**Objective**
Only lines holding the word "components" should be copied from the material.

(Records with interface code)
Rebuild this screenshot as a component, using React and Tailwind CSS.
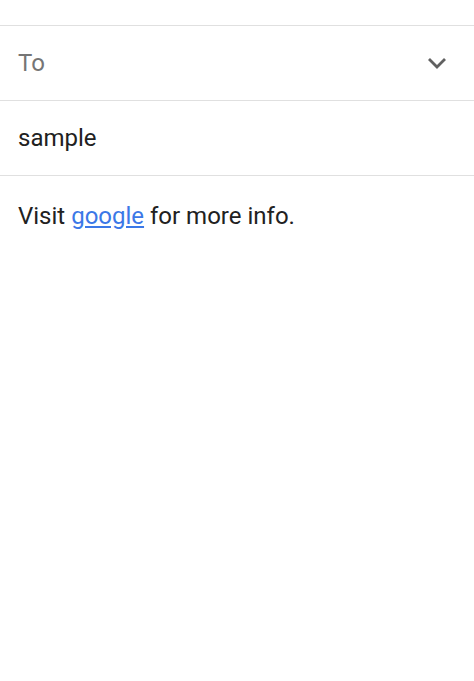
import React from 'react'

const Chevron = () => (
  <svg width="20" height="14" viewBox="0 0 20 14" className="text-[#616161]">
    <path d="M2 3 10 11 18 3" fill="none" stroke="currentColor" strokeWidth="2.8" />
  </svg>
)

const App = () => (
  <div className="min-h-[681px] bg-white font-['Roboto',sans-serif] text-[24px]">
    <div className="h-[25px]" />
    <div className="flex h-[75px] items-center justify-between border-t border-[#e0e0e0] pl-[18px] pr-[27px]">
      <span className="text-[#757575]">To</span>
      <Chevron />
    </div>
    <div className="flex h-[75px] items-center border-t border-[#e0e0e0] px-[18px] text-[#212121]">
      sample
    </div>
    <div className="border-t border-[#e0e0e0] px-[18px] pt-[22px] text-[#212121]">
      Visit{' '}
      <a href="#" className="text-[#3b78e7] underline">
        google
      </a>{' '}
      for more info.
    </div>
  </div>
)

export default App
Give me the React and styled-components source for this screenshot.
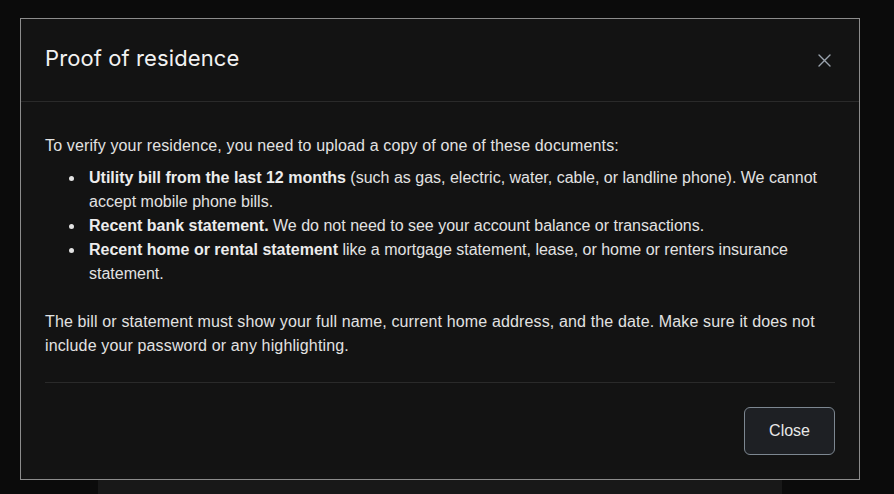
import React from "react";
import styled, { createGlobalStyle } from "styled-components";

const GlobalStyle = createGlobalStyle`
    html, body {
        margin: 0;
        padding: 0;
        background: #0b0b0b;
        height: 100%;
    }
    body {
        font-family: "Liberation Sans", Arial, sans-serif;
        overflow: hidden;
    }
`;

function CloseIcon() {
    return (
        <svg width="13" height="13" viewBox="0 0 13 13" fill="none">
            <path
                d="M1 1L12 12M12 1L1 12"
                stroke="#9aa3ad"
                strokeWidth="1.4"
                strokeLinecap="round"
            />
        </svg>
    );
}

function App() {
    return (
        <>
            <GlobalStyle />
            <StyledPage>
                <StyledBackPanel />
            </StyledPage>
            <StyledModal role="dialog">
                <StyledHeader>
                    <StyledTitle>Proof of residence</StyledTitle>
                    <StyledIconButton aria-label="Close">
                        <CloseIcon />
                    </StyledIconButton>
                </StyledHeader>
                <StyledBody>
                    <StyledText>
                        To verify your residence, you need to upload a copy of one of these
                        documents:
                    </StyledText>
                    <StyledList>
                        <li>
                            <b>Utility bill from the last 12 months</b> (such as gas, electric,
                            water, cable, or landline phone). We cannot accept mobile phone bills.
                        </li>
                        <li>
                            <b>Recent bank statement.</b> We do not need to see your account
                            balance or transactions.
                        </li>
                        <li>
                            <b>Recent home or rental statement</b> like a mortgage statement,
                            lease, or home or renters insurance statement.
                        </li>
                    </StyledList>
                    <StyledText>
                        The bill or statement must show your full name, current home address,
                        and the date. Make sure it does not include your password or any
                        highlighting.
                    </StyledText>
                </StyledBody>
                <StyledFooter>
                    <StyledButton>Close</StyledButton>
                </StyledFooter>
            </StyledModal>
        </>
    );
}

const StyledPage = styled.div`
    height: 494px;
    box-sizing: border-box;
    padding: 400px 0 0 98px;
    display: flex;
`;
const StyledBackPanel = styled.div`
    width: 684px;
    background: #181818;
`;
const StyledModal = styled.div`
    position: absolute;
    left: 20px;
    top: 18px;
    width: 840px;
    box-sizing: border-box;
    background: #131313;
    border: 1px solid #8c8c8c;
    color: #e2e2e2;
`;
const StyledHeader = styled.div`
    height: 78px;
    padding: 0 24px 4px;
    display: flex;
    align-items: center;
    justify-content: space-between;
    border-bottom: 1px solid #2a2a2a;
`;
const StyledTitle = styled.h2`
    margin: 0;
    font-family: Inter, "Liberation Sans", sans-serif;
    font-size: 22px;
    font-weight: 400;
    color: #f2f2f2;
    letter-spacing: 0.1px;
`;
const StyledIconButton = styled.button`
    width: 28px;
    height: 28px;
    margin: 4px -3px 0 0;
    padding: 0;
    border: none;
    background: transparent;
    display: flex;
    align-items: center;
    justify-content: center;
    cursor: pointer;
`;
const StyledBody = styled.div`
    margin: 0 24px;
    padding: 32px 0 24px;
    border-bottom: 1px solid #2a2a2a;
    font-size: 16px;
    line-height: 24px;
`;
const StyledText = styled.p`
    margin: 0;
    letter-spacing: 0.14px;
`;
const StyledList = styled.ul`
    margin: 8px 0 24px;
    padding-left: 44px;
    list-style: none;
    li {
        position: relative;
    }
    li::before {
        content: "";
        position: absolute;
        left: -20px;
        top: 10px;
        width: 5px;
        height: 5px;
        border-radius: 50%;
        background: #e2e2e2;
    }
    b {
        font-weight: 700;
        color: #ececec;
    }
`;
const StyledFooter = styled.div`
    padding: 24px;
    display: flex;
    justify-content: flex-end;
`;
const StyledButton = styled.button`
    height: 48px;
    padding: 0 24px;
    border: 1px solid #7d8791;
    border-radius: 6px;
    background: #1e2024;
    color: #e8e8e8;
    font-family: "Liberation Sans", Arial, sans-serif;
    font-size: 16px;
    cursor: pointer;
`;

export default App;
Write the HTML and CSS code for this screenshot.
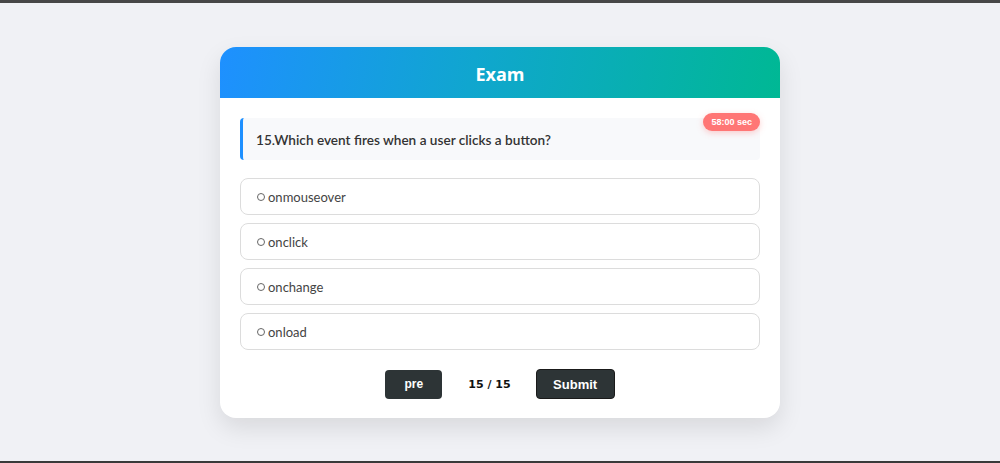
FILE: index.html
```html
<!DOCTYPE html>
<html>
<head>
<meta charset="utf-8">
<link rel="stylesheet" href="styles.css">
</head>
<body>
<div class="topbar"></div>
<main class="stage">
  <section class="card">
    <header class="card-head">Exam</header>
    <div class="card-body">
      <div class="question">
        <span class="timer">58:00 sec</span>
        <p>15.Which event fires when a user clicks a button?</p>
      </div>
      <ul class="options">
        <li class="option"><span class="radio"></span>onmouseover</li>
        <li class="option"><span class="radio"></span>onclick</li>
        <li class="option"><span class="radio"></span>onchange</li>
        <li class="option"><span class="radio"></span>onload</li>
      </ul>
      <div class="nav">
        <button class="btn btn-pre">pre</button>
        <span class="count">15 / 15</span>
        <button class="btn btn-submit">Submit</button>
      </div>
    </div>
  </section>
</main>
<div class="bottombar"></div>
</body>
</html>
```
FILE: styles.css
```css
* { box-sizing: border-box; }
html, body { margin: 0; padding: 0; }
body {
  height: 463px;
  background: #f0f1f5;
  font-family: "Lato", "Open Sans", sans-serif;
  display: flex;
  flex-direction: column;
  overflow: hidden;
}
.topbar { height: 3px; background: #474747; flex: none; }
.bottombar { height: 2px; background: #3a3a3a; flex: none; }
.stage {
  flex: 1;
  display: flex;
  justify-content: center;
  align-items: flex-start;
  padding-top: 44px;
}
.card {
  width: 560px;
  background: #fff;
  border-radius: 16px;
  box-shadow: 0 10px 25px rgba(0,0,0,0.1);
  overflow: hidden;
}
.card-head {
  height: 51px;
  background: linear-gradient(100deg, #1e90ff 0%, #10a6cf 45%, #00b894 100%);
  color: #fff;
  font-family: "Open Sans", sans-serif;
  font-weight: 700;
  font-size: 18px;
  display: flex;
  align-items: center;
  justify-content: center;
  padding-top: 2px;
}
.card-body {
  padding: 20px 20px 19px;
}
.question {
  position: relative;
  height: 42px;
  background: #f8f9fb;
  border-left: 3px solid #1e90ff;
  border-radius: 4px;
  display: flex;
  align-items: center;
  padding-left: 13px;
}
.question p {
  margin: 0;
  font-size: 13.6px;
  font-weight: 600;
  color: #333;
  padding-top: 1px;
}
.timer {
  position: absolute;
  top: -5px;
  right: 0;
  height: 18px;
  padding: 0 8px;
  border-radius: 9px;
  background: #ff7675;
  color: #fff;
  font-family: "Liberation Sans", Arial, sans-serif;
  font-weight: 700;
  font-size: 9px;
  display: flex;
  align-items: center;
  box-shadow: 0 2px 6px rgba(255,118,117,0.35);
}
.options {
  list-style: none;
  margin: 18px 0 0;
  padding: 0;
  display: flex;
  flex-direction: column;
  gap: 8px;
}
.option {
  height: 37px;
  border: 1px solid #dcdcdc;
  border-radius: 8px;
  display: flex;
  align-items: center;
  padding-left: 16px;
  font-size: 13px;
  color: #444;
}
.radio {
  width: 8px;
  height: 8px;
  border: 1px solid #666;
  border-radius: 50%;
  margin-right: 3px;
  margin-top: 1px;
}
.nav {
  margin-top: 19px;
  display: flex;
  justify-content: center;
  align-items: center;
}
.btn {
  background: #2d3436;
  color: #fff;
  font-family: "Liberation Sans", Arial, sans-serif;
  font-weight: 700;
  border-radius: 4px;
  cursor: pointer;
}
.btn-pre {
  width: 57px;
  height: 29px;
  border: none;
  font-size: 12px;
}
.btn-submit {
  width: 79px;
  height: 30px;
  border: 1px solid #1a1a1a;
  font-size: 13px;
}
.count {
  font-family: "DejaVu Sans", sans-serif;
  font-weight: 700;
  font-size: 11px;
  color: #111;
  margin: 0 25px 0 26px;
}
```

**Correct output**
Give me the React and styled-components source for this screenshot.
import styled, { createGlobalStyle } from "styled-components";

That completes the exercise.